Front-end source files:
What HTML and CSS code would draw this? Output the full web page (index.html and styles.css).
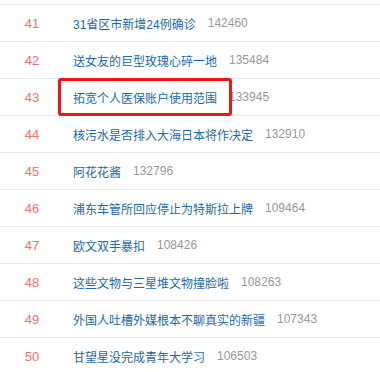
FILE: index.html
```html
<!DOCTYPE html>
<html lang="zh-CN">
<head>
<meta charset="utf-8">
<link rel="stylesheet" href="styles.css">
</head>
<body>
<div class="board">
  <ul class="hot-list">
    <li class="row"><span class="rank">41</span><a class="title">31省区市新增24例确诊</a><span class="count">142460</span></li>
    <li class="row"><span class="rank">42</span><a class="title">送女友的巨型玫瑰心碎一地</a><span class="count">135484</span></li>
    <li class="row"><span class="rank">43</span><a class="title">拓宽个人医保账户使用范围</a><span class="count">133945</span></li>
    <li class="row"><span class="rank">44</span><a class="title">核污水是否排入大海日本将作决定</a><span class="count">132910</span></li>
    <li class="row"><span class="rank">45</span><a class="title">阿花花酱</a><span class="count">132796</span></li>
    <li class="row"><span class="rank">46</span><a class="title">浦东车管所回应停止为特斯拉上牌</a><span class="count">109464</span></li>
    <li class="row"><span class="rank">47</span><a class="title">欧文双手暴扣</a><span class="count">108426</span></li>
    <li class="row"><span class="rank">48</span><a class="title">这些文物与三星堆文物撞脸啦</a><span class="count">108263</span></li>
    <li class="row"><span class="rank">49</span><a class="title">外国人吐槽外媒根本不聊真实的新疆</a><span class="count">107343</span></li>
    <li class="row"><span class="rank">50</span><a class="title">甘望星没完成青年大学习</a><span class="count">106503</span></li>
  </ul>
  <div class="highlight"></div>
</div>
</body>
</html>
```

FILE: styles.css
```css
html, body {
  margin: 0;
  padding: 0;
  background: #fff;
}
body {
  font-family: "Liberation Sans", "Noto Sans CJK SC", sans-serif;
  font-size: 12px;
  overflow: hidden;
}
.board {
  position: relative;
  padding-top: 4px;
}
.hot-list {
  list-style: none;
  margin: 0;
  padding: 0;
  border-top: 1px solid #ebebeb;
}
.row {
  display: flex;
  align-items: center;
  height: 36px;
  border-bottom: 1px solid #ebebeb;
}
.rank {
  width: 64px;
  text-align: center;
  font-size: 13px;
  color: #f46f6f;
}
.title {
  margin-left: 9px;
  color: #1a69b0;
  text-decoration: none;
}
.count {
  margin-left: 12px;
  color: #999;
}
.highlight {
  position: absolute;
  left: 58px;
  top: 78px;
  width: 168px;
  height: 32px;
  border: 3px solid #f31414;
  border-radius: 3px;
}
```
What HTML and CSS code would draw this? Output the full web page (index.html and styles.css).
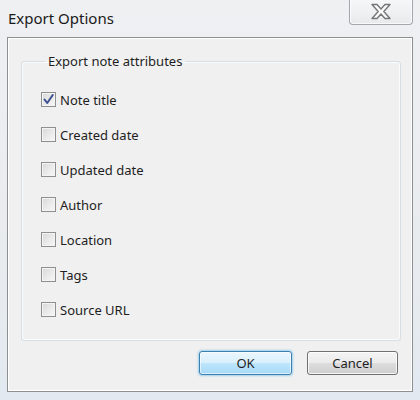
FILE: index.html
```html
<!DOCTYPE html>
<html>
<head>
<meta charset="utf-8">
<link rel="stylesheet" href="styles.css">
</head>
<body>
<div class="window">
  <div class="titlebar">
    <span class="title">Export Options</span>
    <button class="close" aria-label="Close">
      <svg width="24" height="17" viewBox="0 0 24 17">
        <path d="M3 1.5 L8 1.5 L12 6 L16 1.5 L21 1.5 L14.8 8.5 L21 15.5 L16 15.5 L12 11 L8 15.5 L3 15.5 L9.2 8.5 Z" fill="#fbfbfb" stroke="#767676" stroke-width="1.4" stroke-linejoin="round"/>
      </svg>
    </button>
  </div>
  <div class="panel">
    <fieldset class="group">
      <legend class="legend">Export note attributes</legend>
      <div class="rows">
        <label class="row"><span class="box checked"><svg width="13" height="13" viewBox="0 0 13 13"><path d="M2.5 6.5 L5.2 10 L10.8 2" fill="none" stroke="#3d4f8e" stroke-width="2" stroke-linecap="round" stroke-linejoin="round"/></svg></span>Note title</label>
        <label class="row"><span class="box"></span>Created date</label>
        <label class="row"><span class="box"></span>Updated date</label>
        <label class="row"><span class="box"></span>Author</label>
        <label class="row"><span class="box"></span>Location</label>
        <label class="row"><span class="box"></span>Tags</label>
        <label class="row"><span class="box"></span>Source URL</label>
      </div>
    </fieldset>
    <div class="actions">
      <button class="btn btn-default">OK</button>
      <button class="btn">Cancel</button>
    </div>
  </div>
</div>
</body>
</html>
```

FILE: styles.css
```css
* { box-sizing: border-box; }
html, body { margin: 0; padding: 0; }
body {
  width: 420px;
  height: 400px;
  overflow: hidden;
  font-family: "Noto Sans", "Open Sans", sans-serif;
  color: #1e1e1e;
}
.window {
  width: 420px;
  height: 400px;
  background: linear-gradient(180deg, #eef0f2 0%, #e9ecef 60%, #e2e9f0 100%);
  display: flex;
  flex-direction: column;
}
.titlebar {
  height: 37px;
  display: flex;
  justify-content: space-between;
  align-items: flex-start;
  padding: 0 7px 0 8px;
}
.title {
  font-size: 15px;
  line-height: 18px;
  margin-top: 9px;
  color: #1a1a1a;
}
.close {
  width: 64px;
  height: 26px;
  margin-top: -1px;
  border: 1px solid #a3a7ab;
  border-top: none;
  border-radius: 0 0 4px 4px;
  background: linear-gradient(180deg, #f6f7f8 0%, #e8eaec 100%);
  box-shadow: inset 0 0 0 1px rgba(255,255,255,0.7);
  display: flex;
  align-items: center;
  justify-content: center;
  padding: 0;
}
.panel {
  flex: 1;
  margin: 0 7px 8px 7px;
  background: #f0f0f0;
  border: 1px solid #8d8f91;
  box-shadow: inset 0 0 0 1px #ffffff;
  display: flex;
  flex-direction: column;
  padding: 15px 11px 15px 13px;
}
.group {
  margin: 0;
  border: 1px solid #d5dfe5;
  border-radius: 3px;
  box-shadow: inset 0 0 0 1px #fbfbfb;
  padding: 21px 0 22px 19px;
  min-width: 0;
}
.legend {
  font-size: 13px;
  line-height: 17px;
  padding: 0 3px;
  margin-left: 4px;
}
.rows {
  display: flex;
  flex-direction: column;
  gap: 18px;
}
.row {
  display: flex;
  align-items: center;
  gap: 4px;
  height: 17px;
  font-size: 13px;
}
.box {
  width: 15px;
  height: 15px;
  border: 1px solid #8e8f8f;
  background: linear-gradient(135deg, #d8d8d8 0%, #ececec 60%, #f7f7f7 100%);
  box-shadow: inset 0 0 0 1px #f4f4f4;
  display: flex;
  align-items: center;
  justify-content: center;
  flex: none;
}
.actions {
  margin-top: auto;
  display: flex;
  justify-content: flex-end;
  gap: 15px;
  padding-right: 3px;
  padding-bottom: 1px;
}
.btn {
  width: 91px;
  height: 24px;
  font-family: inherit;
  font-size: 13px;
  color: #1e1e1e;
  border: 1px solid #707070;
  border-radius: 3px;
  background: linear-gradient(180deg, #f4f4f4 0%, #ebebeb 50%, #dddddd 51%, #cfcfcf 100%);
  box-shadow: inset 0 0 0 1px rgba(255,255,255,0.8);
  padding: 0;
}
.btn-default {
  width: 93px;
  border-color: #3c7fb1;
  background: linear-gradient(180deg, #eaf6fd 0%, #d9f0fc 50%, #bee6fd 51%, #a7d9f5 100%);
  box-shadow: inset 0 0 0 1px rgba(255,255,255,0.6), 0 0 2px 1px rgba(94,182,230,0.55);
}
```
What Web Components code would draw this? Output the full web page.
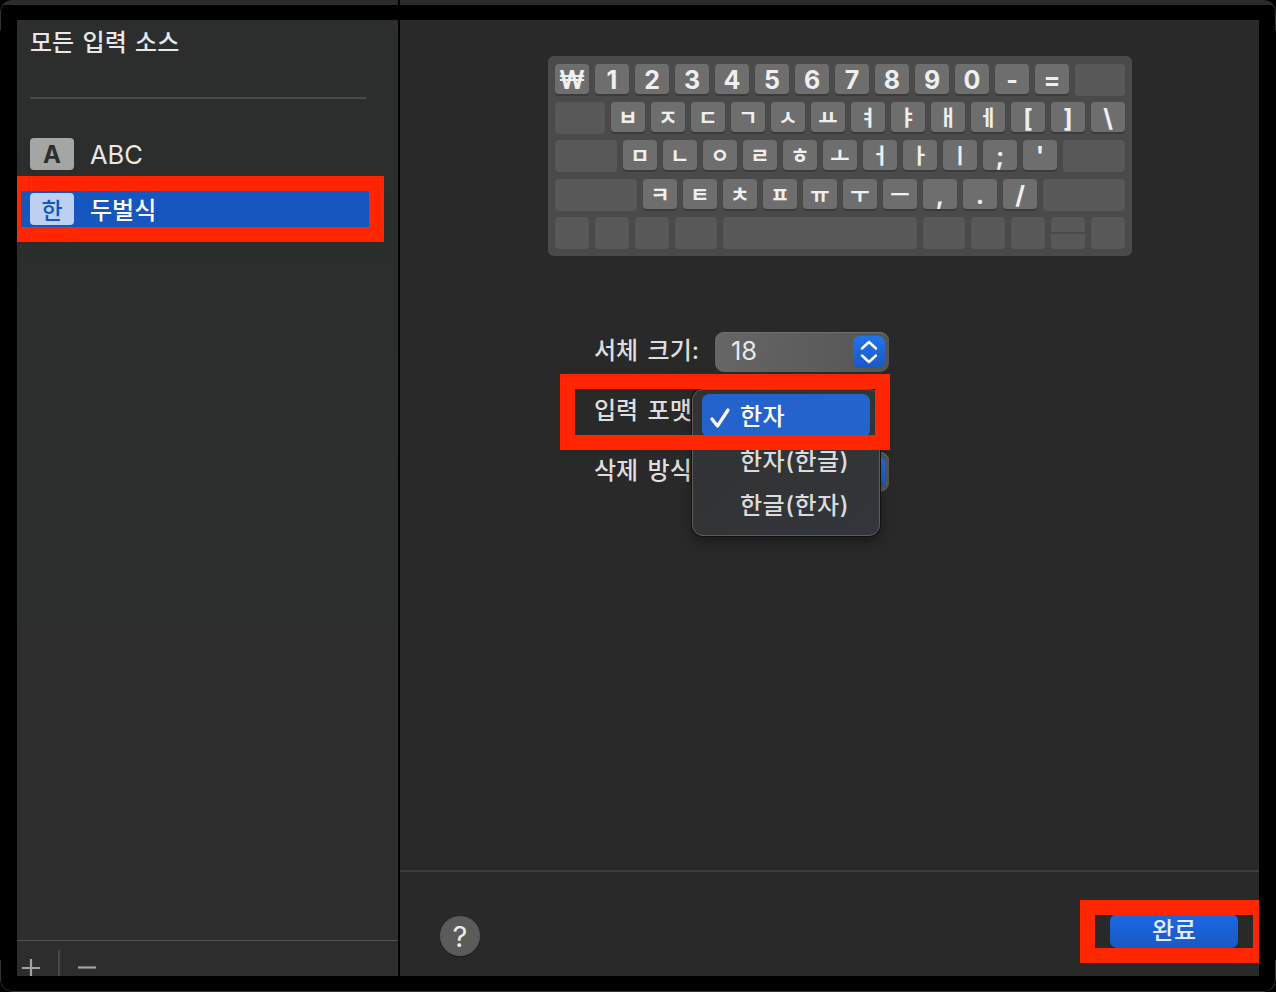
<!DOCTYPE html>
<html lang="ko"><head><meta charset="utf-8"><title>입력 소스</title>
<style>
html,body{margin:0;padding:0;background:#000;}
body{font-family:Inter,"Noto Sans CJK KR",sans-serif;color:#e6e6e6;}
</style></head>
<body>
<app-shell>
  <source-sidebar slot="side">
    <source-row badge="A" label="ABC"></source-row>
    <source-row badge="한" label="두벌식" selected></source-row>
  </source-sidebar>
  <settings-pane slot="main">
    <key-board></key-board>
    <setting-form>
      <form-label>서체 크기:</form-label><pop-select value="18"></pop-select>
      <form-label>입력 포맷:</form-label><pop-select value=""><drop-menu></drop-menu></pop-select>
      <form-label>삭제 방식:</form-label><pop-select value=""></pop-select>
    </setting-form>
  </settings-pane>
  <red-mark slot="marks" style="left:17px;top:176px;width:367px;height:66px;border-width:15px 15px 15px 4px"></red-mark>
  <red-mark slot="marks" style="left:560px;top:374px;width:330px;height:76px;border-width:15px"></red-mark>
  <red-mark slot="marks" style="left:1080px;top:900px;width:179px;height:63px;border-width:15px 6px 15px 15px"></red-mark>
</app-shell>
<script>
const def=(n,html,init)=>customElements.define(n,class extends HTMLElement{
  connectedCallback(){ if(this.shadowRoot) return; const r=this.attachShadow({mode:'open'}); r.innerHTML=typeof html==='function'?html(this):html; init&&init(r,this);}
});
def('app-shell',`<style>
:host{display:block;position:relative;width:1276px;height:992px;background:#000;overflow:hidden;border-radius:12px}
.top{display:flex;height:5px;margin:0 0 15px 0}
.top i{display:block;background:#2b2d2c;width:398px}.top b{display:block;background:#2a2a2a;flex:1;margin-left:2px}
.win{display:flex;margin-left:17px;width:1242px;height:956px;overflow:hidden}
.split{width:2px;background:#000;flex:none}
.frame{position:absolute;inset:0;border:1px solid #333;border-top-color:transparent;border-radius:12px;pointer-events:none;
  -webkit-mask:linear-gradient(#000,#000 30px,transparent 30px,transparent 960px,#000 960px)}
</style><div class="top"><i></i><b></b></div>
<div class="win"><slot name="side"></slot><div class="split"></div><slot name="main"></slot></div>
<div class="frame"></div><slot name="marks"></slot>`);
def('source-sidebar',`<style>
:host{display:flex;flex-direction:column;width:381px;flex:none;height:956px;background:linear-gradient(#2b2e2d,#2d2d2d 70%);}
.t{font-size:24px;line-height:44px;height:44px;padding-left:13px;color:#e8e8e8;font-weight:500;word-spacing:2px}
.t span{display:block;padding-top:2px;line-height:42px}
hr{border:0;height:2px;background:#4a4b4a;margin:33px 0 37px 13px;width:336px}
.list{display:flex;flex-direction:column;gap:19px}
.sp{flex:1}
.foot{height:35px;border-top:1px solid #525252;overflow:hidden;flex:none}
svg{display:block}
</style><div class="t"><span>모든 입력 소스</span></div><hr>
<div class="list"><slot></slot></div><div class="sp"></div>
<div class="foot"><svg width="90" height="35" viewBox="0 0 90 35"><path d="M5 27H23M14 18V35" stroke="#a2a2a2" stroke-width="2.2" fill="none"/><path d="M42 9V35" stroke="#555" stroke-width="1.4"/><path d="M61 26.5H79" stroke="#a2a2a2" stroke-width="2.2"/></svg></div>`);
def('source-row',h=>`<style>
:host{display:flex;align-items:center;height:36px;width:367px;padding-left:13px;box-sizing:border-box;gap:16px;font-size:25.5px;color:#e8e8e8}
:host([selected]){background:#1656bf;color:#fff;font-size:24px;font-weight:500}
.b{width:44px;height:32px;border-radius:4px;background:#a4a6a4;color:#2e2e2e;font-weight:700;font-size:24px;display:flex;align-items:center;justify-content:center;line-height:32px}
.b i{font-style:normal;padding-top:1px}
.l{padding-top:0}
:host([selected]) .l{padding:0 0 2px}
:host([selected]) .b{background:#bdd0ef;color:#1656bf;font-weight:500;font-size:23px}
:host([selected]) .b i{padding:3px 0 0}
</style><span class="b"><i>${h.getAttribute('badge')}</i></span><span class="l">${h.getAttribute('label')}</span>`);
def('settings-pane',`<style>
:host{display:flex;flex-direction:column;flex:1;height:956px;background:#292929;min-width:0}
.foot{margin-top:auto;border-top:2px solid #3d3d3d;display:flex;justify-content:space-between;align-items:flex-start;padding:42px 21px 0 40px;flex:none;height:62px}
.help{width:40px;height:40px;margin-top:2px;border-radius:50%;background:#5b5b5b;color:#ebebeb;font-size:29px;font-weight:400;display:flex;align-items:center;justify-content:center;box-shadow:0 1px 1px #1c1c1c}
.done{width:128px;height:34px;box-sizing:border-box;padding-bottom:6px;border-radius:7px;background:linear-gradient(#1b68e4,#1a59c4);color:#e6eefb;font-size:24px;font-weight:500;display:flex;align-items:center;justify-content:center}
</style><slot></slot><div class="foot"><div class="help">?</div><div class="done">완료</div></div>`);
def('key-board',`<style>
:host{display:flex;flex-direction:column;width:584px;height:200px;box-sizing:border-box;margin:36px 0 0 148px;padding:8px 7px;background:#4a4a4a;border-radius:6px;flex:none}
.r{display:flex;gap:6px;height:32px;margin-bottom:6px}
.r.x{margin-bottom:7px}
.k{width:34px;height:30px;box-sizing:border-box;padding-top:3px;border-radius:4px;background:#6e6e6e;box-shadow:0 2px 0 #3b3b3b;color:#efefef;font-weight:700;display:flex;align-items:center;justify-content:center;font-size:25px;line-height:27px;flex:none}
.k.j{font-size:21px;padding-top:1px;line-height:29px}
.d{height:32px;border-radius:4px;background:#585858;flex:none}
.s{display:flex;flex-direction:column;gap:2px;width:34px;flex:none}
.s .d{height:15px;border-radius:4px 4px 0 0}.s .d+.d{border-radius:0 0 4px 4px}
</style><div id="kb"></div>`,r=>{
  const rows=[[...'₩1234567890-='],[...'ㅂㅈㄷㄱㅅㅛㅕㅑㅐㅔ[]\\'],[...'ㅁㄴㅇㄹㅎㅗㅓㅏㅣ;\''],[...'ㅋㅌㅊㅍㅠㅜㅡ,./']];
  const kb=r.getElementById('kb');
  const key=c=>`<div class="k${/[ㄱ-ㅣ]/.test(c)?' j':''}">${c}</div>`;
  const dim=w=>`<div class="d" style="width:${w}px"></div>`;
  kb.innerHTML=
   `<div class="r">${rows[0].map(key).join('')}${dim(50)}</div>`+
   `<div class="r">${dim(50)}${rows[1].map(key).join('')}</div>`+
   `<div class="r x">${dim(62)}${rows[2].map(key).join('')}${dim(62)}</div>`+
   `<div class="r">${dim(82)}${rows[3].map(key).join('')}${dim(82)}</div>`+
   `<div class="r">${[34,34,34,42,194,42,34,34].map(dim).join('')}<div class="s">${dim(34)}${dim(34)}</div>${dim(34)}</div>`;
});
def('setting-form',`<style>
:host{display:grid;grid-template-columns:121px 174px;grid-auto-rows:40px;row-gap:20px;margin:76px 0 0 194px;align-items:center;flex:none;width:295px}
</style><slot></slot>`);
def('form-label',`<style>:host{display:block;font-size:24px;font-weight:500;color:#dedede;white-space:nowrap;word-spacing:3px;padding-bottom:7px}</style><slot></slot>`);
def('pop-select',h=>`<style>
:host{display:block;position:relative;height:40px;border-radius:9px;background:linear-gradient(100deg,#666,#555);box-shadow:inset 0 1px 0 #6e6e6e}
.v{font-size:25.5px;line-height:38px;padding-left:16px;color:#e8e8e8}
.st{position:absolute;right:4px;top:4px;width:32px;height:32px;border-radius:7px;background:linear-gradient(#2374e8,#1a58c4);display:flex;align-items:center;justify-content:center}
</style><div class="v">${h.getAttribute('value')}</div>
<div class="st"><svg width="20" height="26" viewBox="0 0 20 26" fill="none" stroke="#fff" stroke-width="2.5" stroke-linecap="round" stroke-linejoin="round"><path d="M3 9.5 10 3 17 9.5M3 16.5 10 23 17 16.5"/></svg></div><slot></slot>`);
def('drop-menu',`<style>
:host{display:block;position:absolute;left:-23px;top:-3px;width:188px;height:147px;box-sizing:border-box;padding:4px 0 0;border-radius:11px;background:linear-gradient(135deg,#323232,#33363a);border:1px solid #5c5c5c;box-shadow:0 0 0 1px #111,0 6px 12px rgba(0,0,0,.35);z-index:5}
.i{height:44.5px;line-height:46px;font-size:24px;font-weight:500;letter-spacing:.5px;padding-left:47px;color:#dcdcdc;position:relative;white-space:nowrap}
.i.on{margin:0 9px;padding-left:38px;background:#2563cc;border-radius:7px;color:#fff;height:43px;margin-bottom:1.5px}
svg{position:absolute;left:8px;top:14px}
</style><div class="i on"><svg width="20" height="20" viewBox="0 0 20 20" fill="none" stroke="#fff" stroke-width="3.2" stroke-linecap="round" stroke-linejoin="round"><path d="M2 11 7.5 18 18 2"/></svg>한자</div><div class="i">한자(한글)</div><div class="i">한글(한자)</div>`);
def('red-mark',`<style>:host{display:block;position:absolute;box-sizing:border-box;border:15px solid #ff2600;z-index:20;pointer-events:none}</style>`);
</script>
</body></html>
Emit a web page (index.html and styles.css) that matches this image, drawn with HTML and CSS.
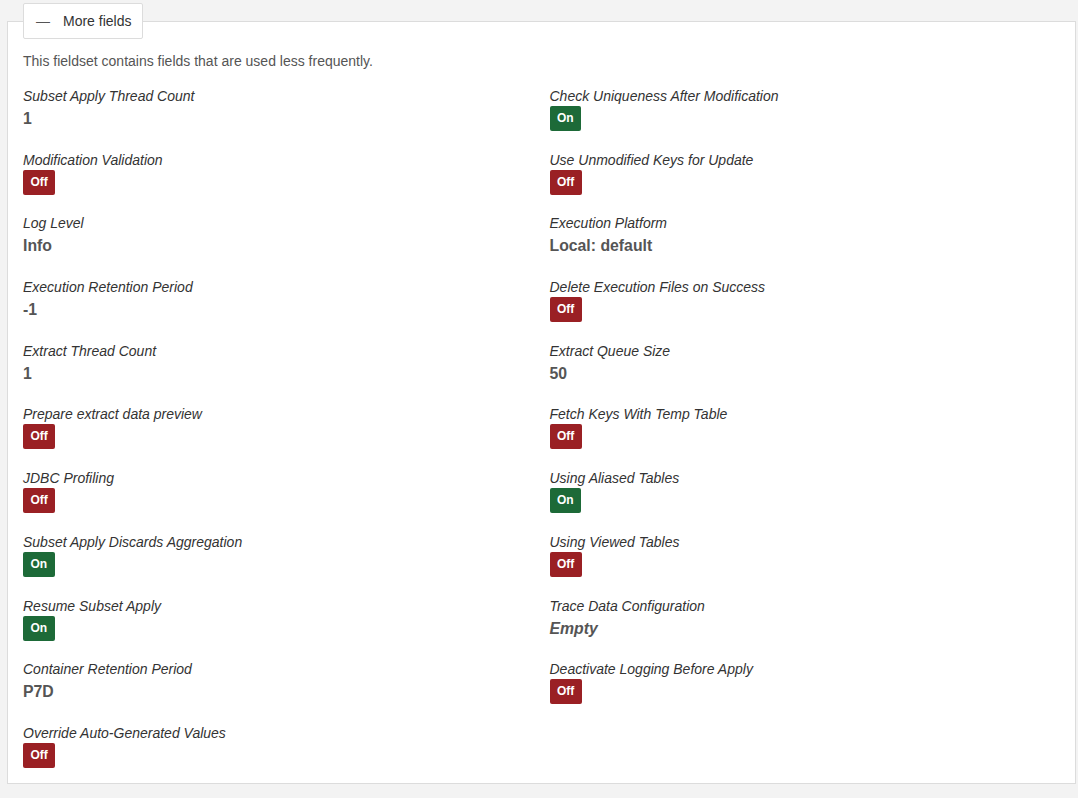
FILE: index.html
```html
<html>
<head>
<title>More fields</title>
<link rel="stylesheet" href="styles.css">
</head>
<body>
<div class="page">
<fieldset class="panel">
<legend class="toggle"><span class="dash">&mdash;</span>More fields</legend>
<p class="intro">This fieldset contains fields that are used less frequently.</p>
<div class="fields">
  <div class="field"><div class="label">Subset Apply Thread Count</div><div class="value">1</div></div>
  <div class="field"><div class="label">Check Uniqueness After Modification</div><div class="value"><span class="badge on">On</span></div></div>

  <div class="field"><div class="label">Modification Validation</div><div class="value"><span class="badge off">Off</span></div></div>
  <div class="field"><div class="label">Use Unmodified Keys for Update</div><div class="value"><span class="badge off">Off</span></div></div>

  <div class="field"><div class="label">Log Level</div><div class="value">Info</div></div>
  <div class="field"><div class="label">Execution Platform</div><div class="value">Local: default</div></div>

  <div class="field"><div class="label">Execution Retention Period</div><div class="value">-1</div></div>
  <div class="field"><div class="label">Delete Execution Files on Success</div><div class="value"><span class="badge off">Off</span></div></div>

  <div class="field"><div class="label">Extract Thread Count</div><div class="value">1</div></div>
  <div class="field"><div class="label">Extract Queue Size</div><div class="value">50</div></div>

  <div class="field"><div class="label">Prepare extract data preview</div><div class="value"><span class="badge off">Off</span></div></div>
  <div class="field"><div class="label">Fetch Keys With Temp Table</div><div class="value"><span class="badge off">Off</span></div></div>

  <div class="field"><div class="label">JDBC Profiling</div><div class="value"><span class="badge off">Off</span></div></div>
  <div class="field"><div class="label">Using Aliased Tables</div><div class="value"><span class="badge on">On</span></div></div>

  <div class="field"><div class="label">Subset Apply Discards Aggregation</div><div class="value"><span class="badge on">On</span></div></div>
  <div class="field"><div class="label">Using Viewed Tables</div><div class="value"><span class="badge off">Off</span></div></div>

  <div class="field"><div class="label">Resume Subset Apply</div><div class="value"><span class="badge on">On</span></div></div>
  <div class="field"><div class="label">Trace Data Configuration</div><div class="value empty">Empty</div></div>

  <div class="field"><div class="label">Container Retention Period</div><div class="value">P7D</div></div>
  <div class="field"><div class="label">Deactivate Logging Before Apply</div><div class="value"><span class="badge off">Off</span></div></div>

  <div class="field"><div class="label">Override Auto-Generated Values</div><div class="value"><span class="badge off">Off</span></div></div>
</div>
</fieldset>
</div>
</body>
</html>
```

FILE: styles.css
```css
body { margin:0; background:#f3f3f3; color:#333; font-family:"Liberation Sans", Arial, Helvetica, sans-serif; font-size:14px; }
.page { padding:3px 2px 0 7px; }

.panel { margin:0; padding:0 15px 15px; border:1px solid #dcdcdc; background:#fff; min-width:0; }
.toggle { margin:0; padding:0 11px 0 12px; height:34px; line-height:34px; white-space:nowrap; border:1px solid #dcdcdc; border-radius:2px; background:#fff; color:#333; font-size:14px; }
.dash { display:inline-block; width:27px; color:#555; }

.intro { margin:12px 0 15px; line-height:20px; font-size:14px; color:#555; }

.fields { display:grid; grid-template-columns:1fr 1fr; column-gap:16px; row-gap:18.7px; }
.field { height:45px; }
.label { line-height:20px; font-style:italic; color:#333; font-size:14px; }
.value { line-height:25px; font-weight:bold; font-size:15.8px; color:#555; }
.value.empty { font-style:italic; }

.badge { display:inline-block; vertical-align:top; height:25px; line-height:25px; padding:0 7.5px; border-radius:2px; color:#fff; font-size:12px; font-weight:bold; }
.badge.off { background:#9a2024; }
.badge.on { background:#1d6a38; }
```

▸ **What is being asked**
Only the number is wanted: how many lines of the material above include the word "page"?

▸ **Complete output**
6